I remember walking through the cemetery at Kanchanaburi in Thailand, not
far from the Burma railway, looking at the number of young men, young
Australians who died, the day that I was born 18 January 1944. And you
know that it makes the point poignantly to you, they died so that your life
could be complete and I said in the speech for the Unknown Soldier, when we
buried the Unknown Soldier, that he was all of them, one of them, but one of
us. And they all of them were one of us.
I know we think today that we being the people of democracy and liberty, that
of course we would have won the war. We will back it up that the right side
won, the good people won, the good guys won. But it didn't necessarily have
to go that way and in the war in Europe which is so inextricably linked to the
war in the Pacific, that had Hitler made an assault on Britain in 1940, had he
not attacked the Soviet Union in 1941, had the Russian people not held out
Leningrad from 1941-1944, then we might have faced a completely different
world. With a successful Nazi Germany, with the Russians not in the war, where we
faced the Japanese with the United States, and the toe-hold in Normandy
might just simply have been that a toe-hold and been simply as we
remember Gallipoli from the First World War.
The fact that we succeeded and had we not it would have been a race
between Hitler and the United States to develop the nuclear weapon and it
might not have been Hiroshima and Nagasaki, but it could have also been
British cities and American cities. So it was close and I have no doubt that
the United States once that great machine finally wound itself up, under the
leadership of Franklin Roosevelt, that we would have defeated the Japanese
in the Pacific. But it might have been a different war. The whole environment
may have been different. But notwithstanding our sense of democracy and
liberty in our righteousness we may not have been at least the early victors.
So Australia was a more innocent country then and a small country.

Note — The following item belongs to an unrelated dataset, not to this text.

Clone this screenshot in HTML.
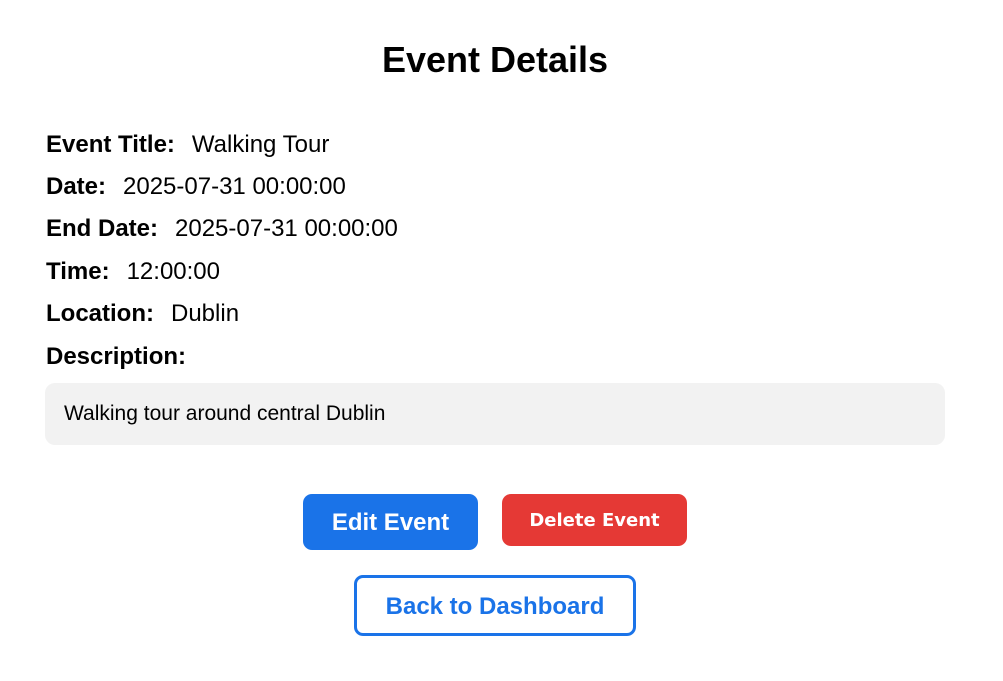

A smaller much more innocent place than today, where we are perhaps less
naive and more worldly and so the assault and the affront was greater and
one had to have that deep sense of democracy and that clear installation of
the values to actually run a fight like this and to win. And so when we see our
relatives, our dead relatives, laying around the battlefields of East Asia and
Europe, we know that they were there confronting with some substantial
uncertainty that period in their lives which may have seen a different world for
them and for us.
So it had to mean something. 50 years on, we can't say oh well that was just
something in the past. This sort of stoicism, this sort of bravery, heroism,

belief in Australia, belief in what we created here, belief in our values, had to
mean something. And so I am exceptionally pleased that so many
Australians remember and so many young Australians remember and have
learned about the period.
Now today the Prime Minister of Japan made a statement and one that I think
will bring substantial pleasure to many of us in this country and many of you
I think all of you. And I will read some of it because I think it is a testimony to
the battle that we fought. And he said, and I am reading part of it, " our task is
to convey to younger generations the horrors of war so that we never repeat
the errors in our history." This is what we have always asked of the
Japanese. That they teach their children what happened. And he is saying
that " our task is to convey to younger generations the horrors of war so that
we never repeat the errors in our history. Furthermore I will continue in all
sincerity to do my utmost in efforts being made on the issues arisen from the
war, in order to further strengthen the relations of trust between Japan and
those other countries. Now upon this historic occasion, the 50th anniversary
of the war's end, we should bear in mind that we must look into the past to
learn from the lessons of history and ensure that we do not stray from the
path to peace and prosperity of human society in the future. We do not
stray," he says. " During a certain period, in the not too distant past, Japan
followed a mistaken national policy. Advanced on the road to war only to
ensnare the Japanese people in a fateful crisis and through it colonial rule
and aggression caused tremendous damage and suffering to the people of
many countries, particularly those of Asian nations. In the hope that no such
mistake be made in the future, I regard in the spirit of humility, these
irrefutable facts of history and express here, once again, my feelings of deep
remorse and state my heartfelt apology. Allow me also to express my
feelings of profound mourning to all victims, both at home and abroad, of that
history. Building from our deep remorse on this occasion of the
anniversary of the end of the war, Japan must eliminate self-righteous
nationalism, promote international coordination as a responsible member of
the international community, and thereby advance these principles of peace
and democracy." He finishes, amongst other things, by saying " it is my
conviction that in this way alone can Japan atone for its past and lay to rest
the spirits of those who perished. It is said that one can rely on good faith
and so, in this time of remembrance, I declare to the people of Japan and
abroad my intention to make good faith the foundations of our Government
policy and this is my vow.'
Now that is a powerful statement and one that acknowledges for many
Australians the hurt that happened, the wrong that was done, the nationalism
which was invested wrongly, mistakenly and the sorrow that it expressed.
( tape break)
We should never be at any stage sanguine about liberty and democracy.
Those of you who are studying modem history will know that probably one of
the shots that started the First World War was in Sarajevo in 1914 where a
member of the then ruling royal family was assassinated and yet now, in

Sarajevo 80 years later we saw the force last week of 2700 people machine
gunned and buried in mass graves, the sort of numbers that we as a country
lost on the death march in Sandakan, which we now remember the detail. I
think all that means to us is that we must be eternally vigilant about
democracy and liberty and about the value of each human person and about
human rights and it underlies again why we should remember, if not simply to
remember the fight for liberty and democracy by those young Australians
years ago. But, to remember how we need to be vigilant to preserve those
liberties today. Thank you for being interested in this remembrance program.